This passage comes from chapter 1 of Dr. Lloyd-Jones's book on Romans 6, The New Man published by the Banner of Truth. It is a key point in the epistle. He writes . . .
We are looking at something which has a very direct and immediate connection with the previous chapter, something which arises directly from it.
What was the apostle's theme in chapter 5? It was the theme of assurance and the certainty of salvation. Paul is asserting that our justification guarantees our final redemption in the fullest sense; that if a man is justified by faith, he can be happy about his ultimate salvation. If you are justified, you can be assured that you are going to be sanctified and glorified. If we are justified by faith we 'rejoice in hope of the glory of God'. Or, as we indicated, we find the same leap from justification to glorification as is found in chapter 8, verse 30: 'Moreover whom he did predestinate, them he also called; and who he called, them he also justified; and whom he justified. them he also glorifies.'
God gave his Son
That is the apostle's theme and argument in chapter 5 - that if we are justified, we are in a position to know that the whole of redemption is going to be ours. He wants these Romans to realise that, so he works it out and shows how nothing can come between them and this guaranteed end. Tribulations cannot do so, nothing can do so; indeed they all but add to the certainty. We have an absolute proof of that, he says, in this, that if God gave his Son to die for us when we were enemies, 'much more, being reconciled, we shall be saved in his life'.

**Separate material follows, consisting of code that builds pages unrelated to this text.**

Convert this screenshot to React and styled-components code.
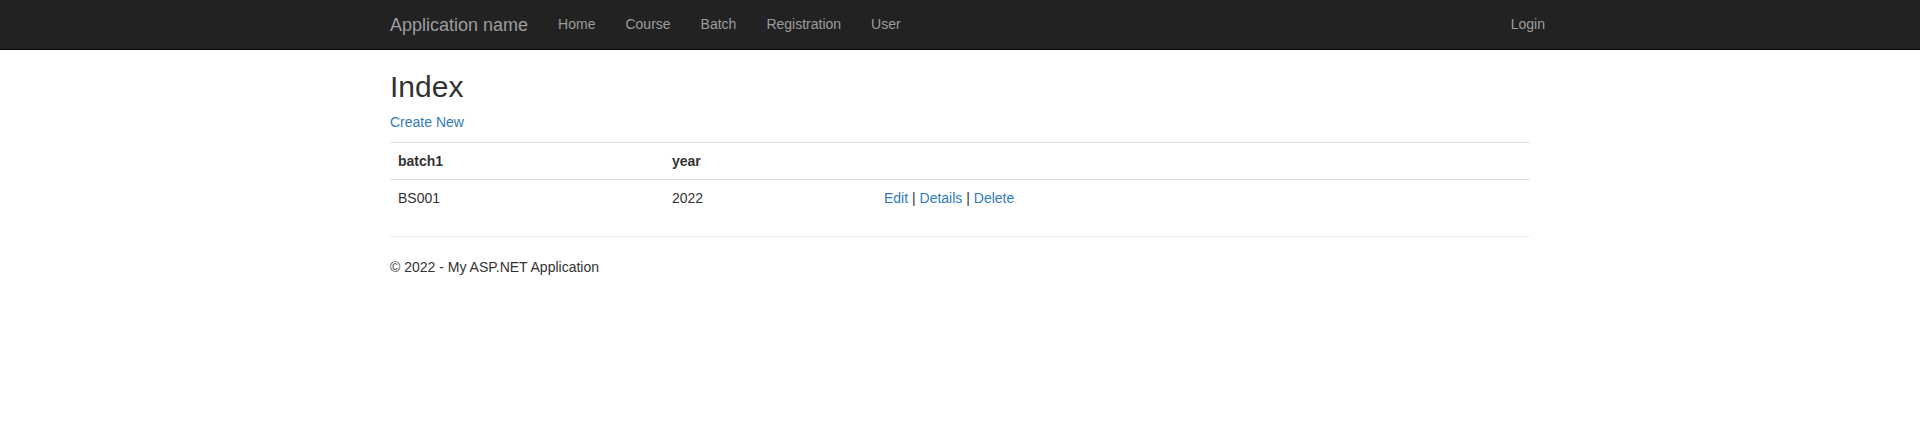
import React from "react";
import styled, { createGlobalStyle } from "styled-components";

const GlobalStyle = createGlobalStyle`
    *, *::before, *::after {
        box-sizing: border-box;
    }
    body {
        margin: 0;
        padding-top: 50px;
        font-family: "Liberation Sans", Arial, Helvetica, sans-serif;
        font-size: 14px;
        line-height: 1.42857143;
        color: #333;
        background: #fff;
    }
`

const Navbar = styled.nav`
    position: fixed;
    top: 0;
    left: 0;
    right: 0;
    height: 50px;
    background-color: #222;
    border-bottom: 1px solid #080808;
    z-index: 10;
`

const Container = styled.div`
    width: 1170px;
    margin: 0 auto;
    padding: 0 15px;
`

const NavInner = styled(Container)`
    display: flex;
    align-items: center;
    height: 49px;
`

const Brand = styled.a`
    font-size: 18px;
    line-height: 20px;
    padding: 15px 15px 14px 0;
    color: #9d9d9d;
    text-decoration: none;
`

const NavList = styled.ul`
    display: flex;
    list-style: none;
    margin: 0 ${p => (p.$right ? "-30px" : "0")} 0 ${p => (p.$right ? "auto" : "0")};
    padding: 0;
`

const NavLink = styled.a`
    display: block;
    padding: 14px 15px 15px;
    line-height: 20px;
    color: #9d9d9d;
    text-decoration: none;
`

const Heading = styled.h2`
    font-size: 30px;
    font-weight: 500;
    line-height: 1.1;
    margin: 20px 0 9px;
`

const Paragraph = styled.p`
    margin: 0 0 10px;
`

const Link = styled.a`
    color: #337ab7;
    text-decoration: none;
`

const Table = styled.table`
    width: 100%;
    border-collapse: collapse;
    border-spacing: 0;
    margin-bottom: 20px;
`

const Cell = styled.td`
    padding: 8px;
    line-height: 20px;
    text-align: left;
    vertical-align: top;
    border-top: 1px solid #ddd;
    font-weight: ${p => (p.as === "th" ? 700 : 400)};
    width: ${p => p.$width || "auto"};
`

const Rule = styled.hr`
    margin: 20px 0;
    border: 0;
    border-top: 1px solid #eee;
`

const Footer = styled.footer`
    p {
        margin: 0 0 10px;
    }
`

const navItems = ["Home", "Course", "Batch", "Registration", "User"];

const App = () => {
    return (
        <>
            <GlobalStyle />
            <Navbar>
                <NavInner>
                    <Brand href="#">Application name</Brand>
                    <NavList>
                        {navItems.map(item => (
                            <li key={item}><NavLink href="#">{item}</NavLink></li>
                        ))}
                    </NavList>
                    <NavList $right>
                        <li><NavLink href="#">Login</NavLink></li>
                    </NavList>
                </NavInner>
            </Navbar>
            <Container>
                <Heading>Index</Heading>
                <Paragraph><Link href="#">Create New</Link></Paragraph>
                <Table>
                    <tbody>
                        <tr>
                            <Cell as="th" $width="274px">batch1</Cell>
                            <Cell as="th" $width="212px">year</Cell>
                            <Cell as="th"></Cell>
                        </tr>
                        <tr>
                            <Cell>BS001</Cell>
                            <Cell>2022</Cell>
                            <Cell>
                                <Link href="#">Edit</Link> |{" "}
                                <Link href="#">Details</Link> |{" "}
                                <Link href="#">Delete</Link>
                            </Cell>
                        </tr>
                    </tbody>
                </Table>
                <Rule />
                <Footer>
                    <p>&copy; 2022 - My ASP.NET Application</p>
                </Footer>
            </Container>
        </>
    )
}

export default App
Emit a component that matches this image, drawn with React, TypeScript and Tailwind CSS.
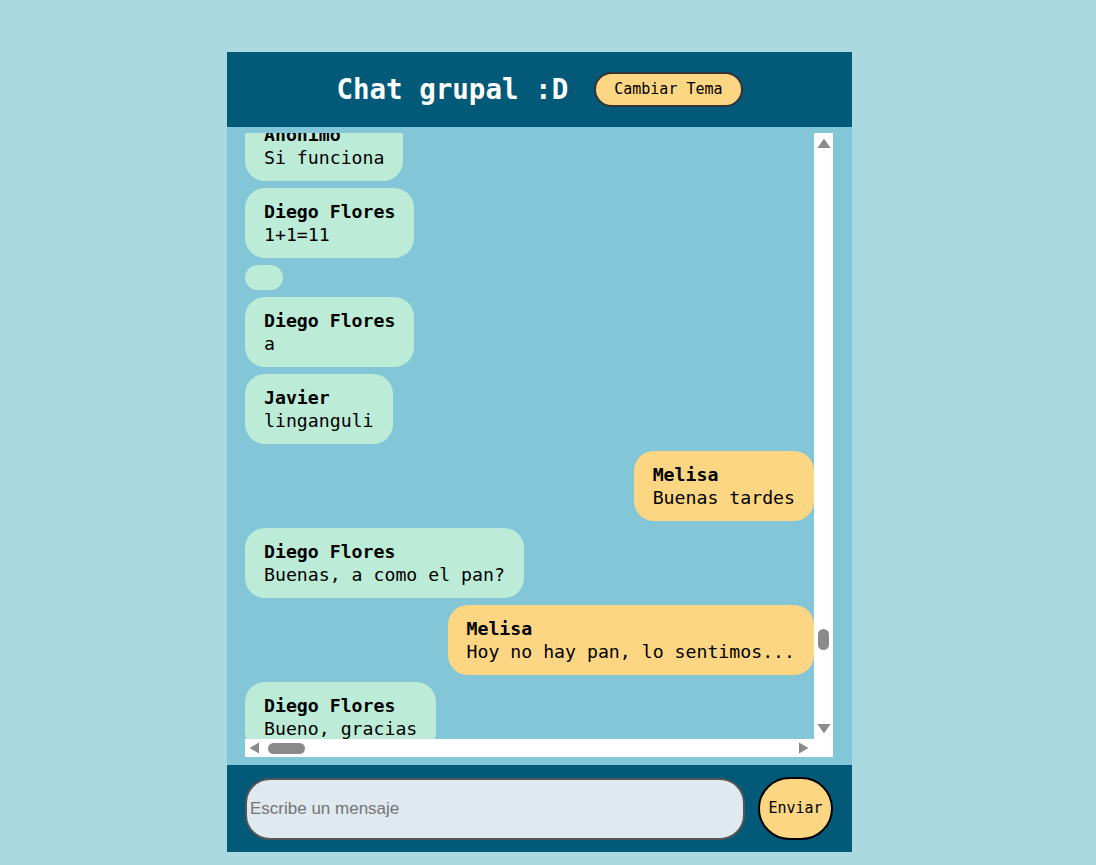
import React from "react";

type Msg = { name: string; text: string; mine?: boolean };

const messages: Msg[] = [
  { name: "Anonimo", text: "Si funciona" },
  { name: "Diego Flores", text: "1+1=11" },
  { name: "", text: "" },
  { name: "Diego Flores", text: "a" },
  { name: "Javier", text: "linganguli" },
  { name: "Melisa", text: "Buenas tardes", mine: true },
  { name: "Diego Flores", text: "Buenas, a como el pan?" },
  { name: "Melisa", text: "Hoy no hay pan, lo sentimos...", mine: true },
  { name: "Diego Flores", text: "Bueno, gracias" },
];

const mono = "font-['DejaVu_Sans_Mono','Liberation_Mono',monospace]";

const Bubble: React.FC<{ m: Msg; first?: boolean }> = ({ m, first }) => {
  if (!m.name && !m.text) {
    return <div className="h-[25px] w-[38px] shrink-0 rounded-[13px] bg-[#bcecd7]" />;
  }
  return (
    <div
      className={`shrink-0 rounded-[20px] px-[19px] py-3 text-[18.2px] leading-[23px] text-black whitespace-nowrap ${
        m.mine ? "self-end bg-[#fcd683]" : "self-start bg-[#bcecd7]"
      } ${first ? "-mt-[22px]" : ""}`}
    >
      <div className="font-bold">{m.name}</div>
      <div>{m.text}</div>
    </div>
  );
};

// scrollbars drawn as in the capture (classic arrows, pill thumbs)
const VScroll = () => (
  <svg width="19" height="606" className="shrink-0 bg-white">
    <polygon points="10,5.5 3.5,15 16.5,15" fill="#8a8a8a" />
    <rect x="4" y="496" width="11" height="21" rx="5.5" fill="#8a8a8a" />
    <polygon points="3.5,591 16.5,591 10,600.5" fill="#8a8a8a" />
  </svg>
);

const HScroll = () => (
  <svg width="569" height="18" className="shrink-0 bg-white">
    <polygon points="4.5,9 14,3.5 14,14.5" fill="#8a8a8a" />
    <rect x="23" y="4" width="37" height="11" rx="5.5" fill="#8a8a8a" />
    <polygon points="554,3.5 554,14.5 563.5,9" fill="#8a8a8a" />
  </svg>
);

export default function App() {
  return (
    <div className="min-h-screen bg-[#aad9e0] pt-[52px] pb-[13px]">
      <div className={`ml-[227px] w-[625px] ${mono}`}>
        <header className="flex h-[75px] items-center justify-center gap-[26px] bg-[#035a78]">
          <h1 className="text-[27.5px] font-bold text-white">Chat grupal :D</h1>
          <button className="h-[35px] rounded-full border-2 border-[#333] bg-[#fcd683] px-[18px] text-[15px] text-black">
            Cambiar Tema
          </button>
        </header>

        <section className="h-[638px] bg-[#83c6d7] pl-[18px] pr-[19px] pt-[6px] pb-[8px]">
          <div className="flex h-[624px] flex-col">
            <div className="flex h-[606px]">
              <div className="flex flex-1 flex-col gap-[7px] overflow-hidden">
                {messages.map((m, i) => (
                  <Bubble key={i} m={m} first={i === 0} />
                ))}
              </div>
              <VScroll />
            </div>
            <div className="flex h-[18px]">
              <HScroll />
              <div className="w-[19px] bg-white" />
            </div>
          </div>
        </section>

        <footer className="flex h-[87px] items-center gap-[13px] bg-[#035a78] pl-[18px] pr-[19px]">
          <input
            placeholder="Escribe un mensaje"
            className="h-[62px] w-[500px] rounded-[25px] border-2 border-[#555] bg-[#dfe9ef] px-[3px] font-['Liberation_Sans',Arial,sans-serif] text-[17px] text-black placeholder:text-[#757575] outline-none"
          />
          <button className="h-[63px] w-[75px] rounded-full border-2 border-black bg-[#fcd683] text-[15px] text-black">
            Enviar
          </button>
        </footer>
      </div>
    </div>
  );
}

That, in turn, led us on to that wonderful section from verse 12 to the end of the chapter, in which the apostle introduces the most wonderful of all our themes, our union with the Lord Jesus Christ. We were joined to Adam, we are now joined to the Lord Jesus Christ. Paul says our salvation is as certain as that. We are in Christ, and because we are in Christ, all that belongs to him will become ours, even as all that belonged to Adam has already become ours. Because of that one sin of Adam, we have reaped the appalling consequences. But because of his one act of the Son of God, we are going to reap all the benefits of salvation. At the end of the chapter, the apostle's argument reaches its tremendous climax: 'Moreover the law entered, that the offence might abound. But where sin abounded, grace did much more abound. That as sin hath reigned unto death, even so might grace reign through righteousness unto eternal life by Jesus Christ our Lord.' In Christ we are under the reign of grace, our future is assured, we have certainty. That is the apostle's whole point, that this wonderful act of justification is an initial move which leads to all the other blessings and guarantees them all. He deduces them all from justification. That is the theme which he works up to the stirring climax at the end of chapter 5.
Not finished yet
But the apostle has not finished with the matter, and will not do so until he reaches the end of chapter 8. For the moment, however, he pauses. He has not finished with the great theme of chapter 5, but he feels it is necessary that he should stop and turn aside to deal with an extremely important question. At the end of chapter 5, he has made a momentous statement; he has said that the Law 'came in that the offence might abound', but he adds that, though the offence did abound, 'grace did much more abound'. Then comes the further statement, that as we are under the power and the dominion and the reign of grace, nothing can prevent our final salvation. But here Paul anticipates a difficulty, and he wants to make his meaning plain and clear. He has just said something that can be easily misunderstood; indeed there were many at the time who were misunderstanding it, and especially the Jews. And not only unbelieving Jews, but many Jews who had been converted and had become Christians were in difficulty about the matter. The apostle, as always, is anxious to help his readers understand his message aright. So, in order to prevent false deductions being drawn from his teaching, he takes up this question immediately in order to make it clear once and forever.
In other words, the statements made in verses 20 and 21 of chapter 5 raises two special problems at once and both are connected with the question of the Law. The first difficulty is this: will not this sweeping statement about grace, and the apparent setting aside of the Law, encourage people to sin and to sin even more than they did before? In other words, and introducing the technical term, is not this the kind of teaching likely to lead to what is called antinomianism, that is, to lawlessness? Are not people likely to say: 'Very well, if you tell me that where sin abounds, grace much more abounds, does it not follow that the more I sin, the more I shall know about the grace of God? There-fore, in a sense, the more I sin, the happier I shall be, and the more I shall understand these matters; what I do doesn't matter.' Isn't this teaching going to encourage people to sin?
The law's purpose
But then there is a second question. If the apostle speaks like this about the Law, was the Law then altogether useless and valueless? Why did God ever give the Law to the children of Israel? What was it meant to do? What was its place and its function in God's great plan and scheme of redemption? Now, a thinking, intelligent Jew, whether unconverted or converted, would be very liable to think along those two lines as he listened to the climax at the end of chapter 5. So the apostle pauses at once in his tremendous argument about assurance, and about the finality of justification, to deal with these two possible difficulties.
That is exactly what he does in chapters 6 and 7. We can say therefore that these two chapters are a kind of parenthesis between chapter 5 and chapter 8.